People talk about Linux as if it's a monolithic OS and one team in some OS team sport. It's not. It's a kernel.

We've got lots of OSes built on top of that kernel: ChromeOS, Android, and all the distros that are largely different flavors of a GNU/GPL'ed user space, including Fedora, SteamOS etc.

This is fine. If you want a new OS with a "holistic" user space, well Linux is probably the easiest kernel to build it on, but you can't count on it being as free as the GNU user space, because it's still going to be expensive as hell to build, and whoever does it is going to want to recoup their investment many times over.

I think the chance that the GNU user space ever morphs into a "holistic" consumer operating system is basically zero due to how it's licensed, and the key is to understand that this is both fine and necessary.

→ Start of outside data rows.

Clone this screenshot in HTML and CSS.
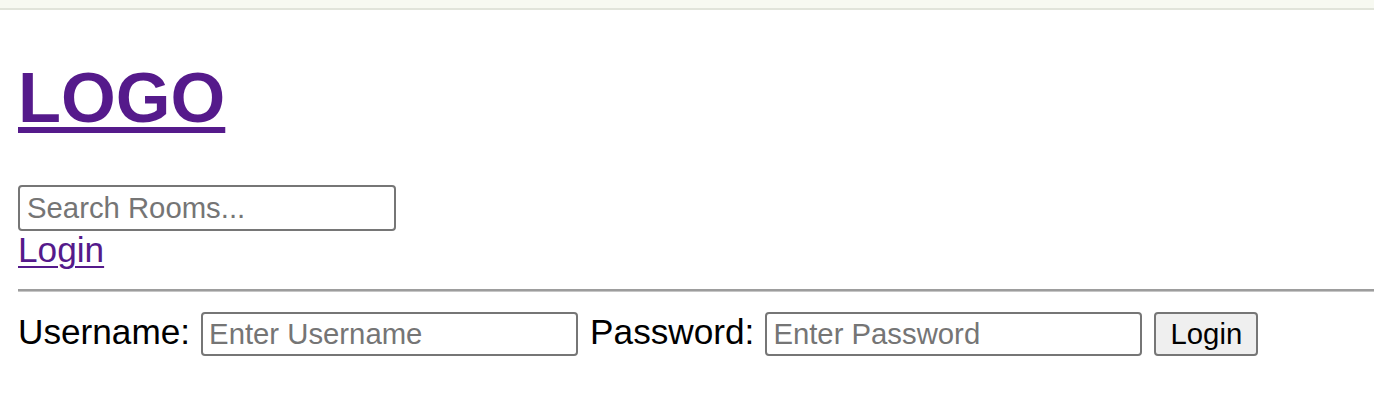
FILE: index.html
```html
<!DOCTYPE html>
<html lang="en">
<head>
<meta charset="utf-8">
<title>Rooms</title>
<link rel="stylesheet" href="styles.css">
</head>
<body>
<div class="topbar"></div>
<div class="page">
  <header class="header">
    <h1 class="logo"><a href="#">LOGO</a></h1>
    <input class="search" type="text" placeholder="Search Rooms...">
    <a class="login-link" href="#">Login</a>
  </header>
  <hr class="rule">
  <form class="login-form">
    <label class="label" for="u">Username:</label>
    <input class="field" id="u" type="text" placeholder="Enter Username">
    <label class="label" for="p">Password:</label>
    <input class="field" id="p" type="password" placeholder="Enter Password">
    <button class="btn" type="button">Login</button>
  </form>
</div>
</body>
</html>
```

FILE: styles.css
```css
html, body {
  margin: 0;
  padding: 0;
  background: #ffffff;
}
body {
  font-family: "Liberation Sans", Arial, sans-serif;
  font-size: 35.2px;
  color: #000;
  overflow: hidden;
}
.topbar {
  height: 8px;
  background: #f7f9f1;
  border-bottom: 2px solid #e1e4da;
}
.page {
  padding-left: 18px;
}
.header {
  display: flex;
  flex-direction: column;
  align-items: flex-start;
}
.logo {
  margin: 48px 0 47px 0;
  font-size: 70.4px;
  font-weight: bold;
  line-height: 80px;
}
.logo a {
  color: #551a8b;
  text-decoration: underline;
  text-decoration-thickness: 6px;
  text-underline-offset: 5px;
}
.search {
  box-sizing: border-box;
  width: 378px;
  height: 46px;
  margin: 0;
  padding: 0 7px;
  border: 2px solid #767676;
  border-radius: 4px;
  font-family: "Liberation Sans", Arial, sans-serif;
  font-size: 29.3px;
  color: #000;
  outline: none;
}
.search::placeholder,
.field::placeholder {
  color: #757575;
  opacity: 1;
}
.login-link {
  display: block;
  line-height: 38px;
  color: #551a8b;
  text-decoration: underline;
  text-decoration-thickness: 2px;
  text-underline-offset: 4px;
}
.rule {
  margin: 20px 0 0 0;
  height: 0;
  border: 0;
  border-top: 2px solid #9d9d9d;
  border-bottom: 1px solid #c6c6c6;
}
.login-form {
  display: flex;
  align-items: baseline;
  gap: 11px;
  margin: 20px 0 0 0;
}
.label {
  line-height: 40px;
}
.field {
  box-sizing: border-box;
  width: 377px;
  height: 44px;
  margin: 0 1px 0 0;
  padding: 0 6px;
  border: 2px solid #767676;
  border-radius: 4px;
  font-family: "Liberation Sans", Arial, sans-serif;
  font-size: 29.3px;
  color: #000;
  outline: none;
}
.btn {
  box-sizing: border-box;
  width: 104px;
  height: 44px;
  margin: 0;
  padding: 0;
  background: #efefef;
  border: 2px solid #767676;
  border-radius: 4px;
  font-family: "Liberation Sans", Arial, sans-serif;
  font-size: 29.3px;
  color: #000;
}
```
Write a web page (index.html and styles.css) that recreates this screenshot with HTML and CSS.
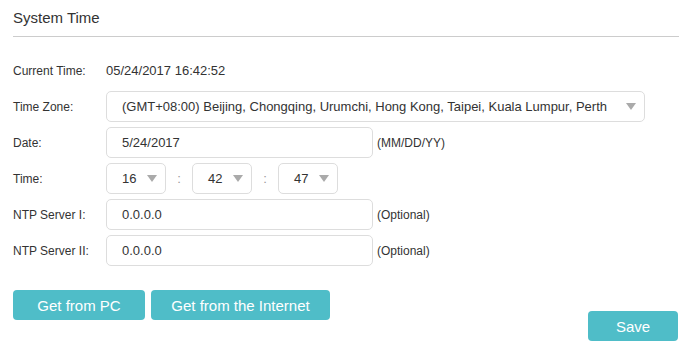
FILE: index.html
```html
<!DOCTYPE html>
<html lang="en">
<head>
    <meta charset="UTF-8">
    <title>System Time</title>
    <link rel="stylesheet" href="styles.css">
</head>
<body>
    <div class="panel">
        <h2 class="panel-title">System Time</h2>
        <div class="form">
            <div class="row">
                <span class="label">Current Time:</span>
                <span class="value">05/24/2017 16:42:52</span>
            </div>
            <div class="row">
                <span class="label">Time Zone:</span>
                <div class="select select-wide">
                    <span>(GMT+08:00) Beijing, Chongqing, Urumchi, Hong Kong, Taipei, Kuala Lumpur, Perth</span>
                    <i class="arrow"></i>
                </div>
            </div>
            <div class="row">
                <span class="label">Date:</span>
                <div class="input">5/24/2017</div>
                <span class="hint">(MM/DD/YY)</span>
            </div>
            <div class="row">
                <span class="label">Time:</span>
                <div class="select select-small"><span>16</span><i class="arrow"></i></div>
                <span class="colon">:</span>
                <div class="select select-small"><span>42</span><i class="arrow"></i></div>
                <span class="colon">:</span>
                <div class="select select-small"><span>47</span><i class="arrow"></i></div>
            </div>
            <div class="row">
                <span class="label">NTP Server I:</span>
                <div class="input">0.0.0.0</div>
                <span class="hint">(Optional)</span>
            </div>
            <div class="row">
                <span class="label">NTP Server II:</span>
                <div class="input">0.0.0.0</div>
                <span class="hint">(Optional)</span>
            </div>
        </div>
        <div class="actions">
            <div class="btn-group">
                <button class="btn btn-pc">Get from PC</button>
                <button class="btn btn-net">Get from the Internet</button>
            </div>
            <button class="btn btn-save">Save</button>
        </div>
    </div>
</body>
</html>
```

FILE: styles.css
```css
body {
    margin: 0;
    font-family: "Liberation Sans", Arial, sans-serif;
    color: #333;
    background-color: #fff;
}
.panel {
    padding-left: 13px;
}
.panel-title {
    margin: 0;
    padding: 8px 0;
    font-size: 15px;
    font-weight: normal;
    line-height: 20px;
    border-bottom: 1px solid #ccc;
}
.form {
    margin-top: 18px;
}
.row {
    display: flex;
    align-items: center;
    height: 31px;
    margin-bottom: 5px;
}
.label {
    width: 93px;
    font-size: 12px;
}
.value {
    font-size: 13px;
}
.select,
.input {
    box-sizing: border-box;
    height: 31px;
    border: 1px solid #ddd;
    border-radius: 5px;
    padding-left: 15px;
    font-size: 13px;
    display: flex;
    align-items: center;
}
.select {
    justify-content: space-between;
    padding-right: 8px;
}
.select-wide {
    width: 539px;
}
.select-small {
    width: 60px;
}
.input {
    width: 267px;
}
.arrow {
    width: 0;
    height: 0;
    border-left: 5px solid transparent;
    border-right: 5px solid transparent;
    border-top: 7px solid #aaa;
}
.colon {
    width: 26px;
    text-align: center;
    font-size: 13px;
    color: #999;
}
.hint {
    margin-left: 4px;
    font-size: 12px;
}
.actions {
    display: flex;
    justify-content: space-between;
    align-items: flex-start;
    margin-top: 24px;
}
.btn-group {
    display: flex;
    gap: 6px;
}
.btn {
    height: 30px;
    border: none;
    border-radius: 4px;
    background-color: #4fbdc8;
    color: #fff;
    font-family: "Liberation Sans", Arial, sans-serif;
    font-size: 15px;
    cursor: pointer;
}
.btn-pc {
    width: 132px;
}
.btn-net {
    width: 179px;
}
.btn-save {
    width: 90px;
    margin-top: 21px;
    margin-right: 1px;
}
```
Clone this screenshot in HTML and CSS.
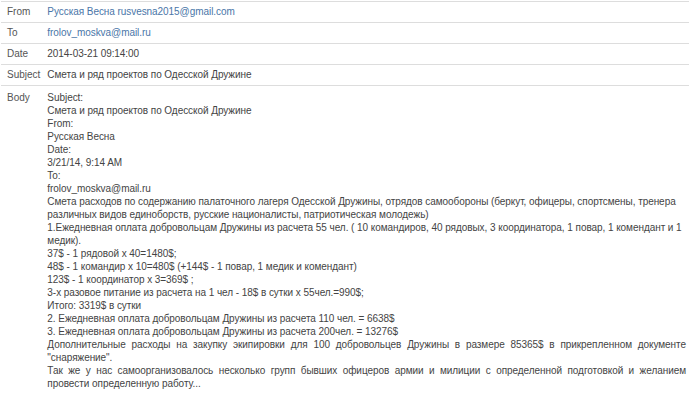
FILE: index.html
```html
<!DOCTYPE html>
<html lang="ru">
<head>
<meta charset="utf-8">
<link rel="stylesheet" href="styles.css">
</head>
<body>
<table class="mail">
  <tr class="row"><td class="label">From</td><td class="value link">Русская Весна rusvesna2015@gmail.com</td></tr>
  <tr class="row"><td class="label">To</td><td class="value link">frolov_moskva@mail.ru</td></tr>
  <tr class="row"><td class="label">Date</td><td class="value">2014-03-21 09:14:00</td></tr>
  <tr class="row"><td class="label">Subject</td><td class="value">Смета и ряд проектов по Одесской Дружине</td></tr>
  <tr class="row body-row"><td class="label">Body</td><td class="value body-text">
    <p class="line">Subject:</p>
    <p class="line">Смета и ряд проектов по Одесской Дружине</p>
    <p class="line">From:</p>
    <p class="line">Русская Весна</p>
    <p class="line">Date:</p>
    <p class="line">3/21/14, 9:14 AM</p>
    <p class="line">To:</p>
    <p class="line">frolov_moskva@mail.ru</p>
    <p class="line">Смета расходов по содержанию палаточного лагеря Одесской Дружины, отрядов самообороны (беркут, офицеры, спортсмены, тренера различных видов единоборств, русские националисты, патриотическая молодежь)</p>
    <p class="line">1.Ежедневная оплата добровольцам Дружины из расчета 55 чел. ( 10 командиров, 40 рядовых, 3 координатора, 1 повар, 1 комендант и 1 медик).</p>
    <p class="line">37$ - 1 рядовой х 40=1480$;</p>
    <p class="line">48$ - 1 командир х 10=480$ (+144$ - 1 повар, 1 медик и комендант)</p>
    <p class="line">123$ - 1 координатор х 3=369$ ;</p>
    <p class="line">3-х разовое питание из расчета на 1 чел - 18$ в сутки х 55чел.=990$;</p>
    <p class="line">Итого: 3319$ в сутки</p>
    <p class="line">2. Ежедневная оплата добровольцам Дружины из расчета 110 чел. = 6638$</p>
    <p class="line">3. Ежедневная оплата добровольцам Дружины из расчета 200чел. = 13276$</p>
    <p class="line justify">Дополнительные расходы на закупку экипировки для 100 добровольцев Дружины в размере 85365$ в прикрепленном документе "снаряжение".</p>
    <p class="line justify">Так же у нас самоорганизовалось несколько групп бывших офицеров армии и милиции с определенной подготовкой и желанием провести определенную работу...</p>
  </td></tr>
</table>
</body>
</html>
```
FILE: styles.css
```css
html, body {
  margin: 0;
  padding: 0;
  background: #ffffff;
}
body {
  font-family: "Liberation Sans", Arial, sans-serif;
  font-size: 10px;
  color: #444444;
  padding: 1px 1px 0 1px;
}
.mail {
  width: 100%;
  border-collapse: collapse;
}
.row td {
  border-top: 1px solid #dddddd;
  padding: 4px 6px 4px 6px;
  line-height: 12px;
  vertical-align: top;
}
.row:nth-child(4) td {
  border-bottom: 1px solid #dddddd;
}
.row td.label {
  width: 29px;
  white-space: nowrap;
  color: #555555;
  padding-right: 7px;
}
.row td.value {
  color: #444444;
  padding-left: 0;
  letter-spacing: -0.06px;
}
.row td.link {
  color: #4a76a8;
}
.body-row td {
  border-top: none;
  padding-top: 5px;
  line-height: 13px;
}
.row td.body-text {
  padding-right: 3px;
}
.line {
  margin: 0;
}
.justify {
  text-align: justify;
}
```
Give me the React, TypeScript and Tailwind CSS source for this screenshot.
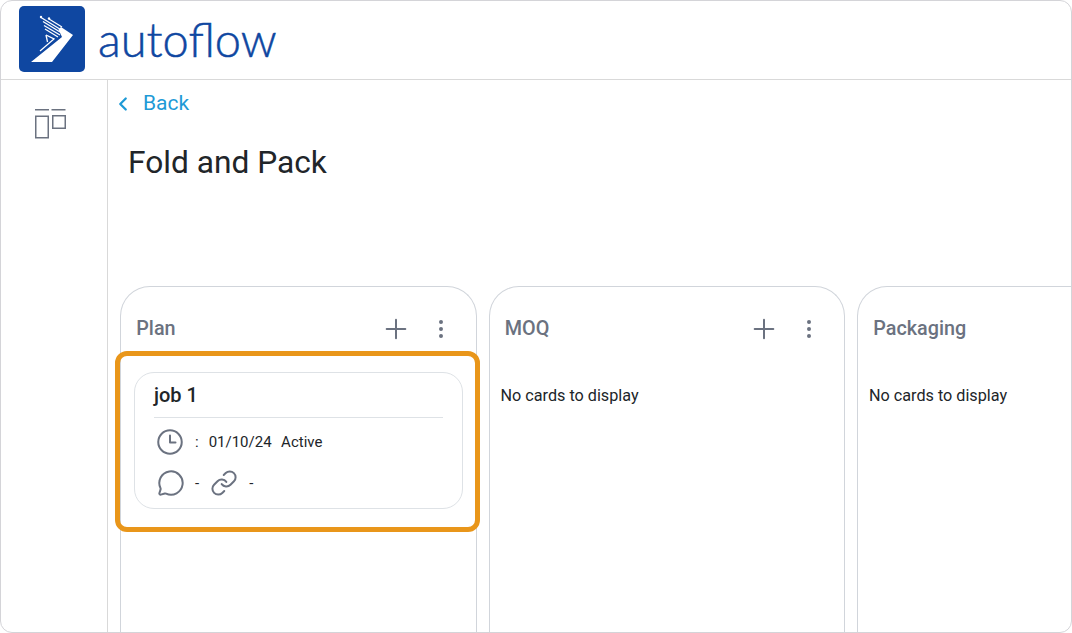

If you want some other kind of more consumer friendly user space... I guess that starts with convincing some VCs they can make money off of it. They are not going to fund it out of the kindness of their hearts.

Personally I lost interest in consumer operating systems that are designed to limit freedom for the sake of profit, and became an exclusive Debian/Ubuntu/Mint user long ago. If you can be a programmer you can run these operating systems. The tradeoff is you lose the "holistic" and you gain freedom. The two are fundamentally incompatible I'd say so you have to make your choice.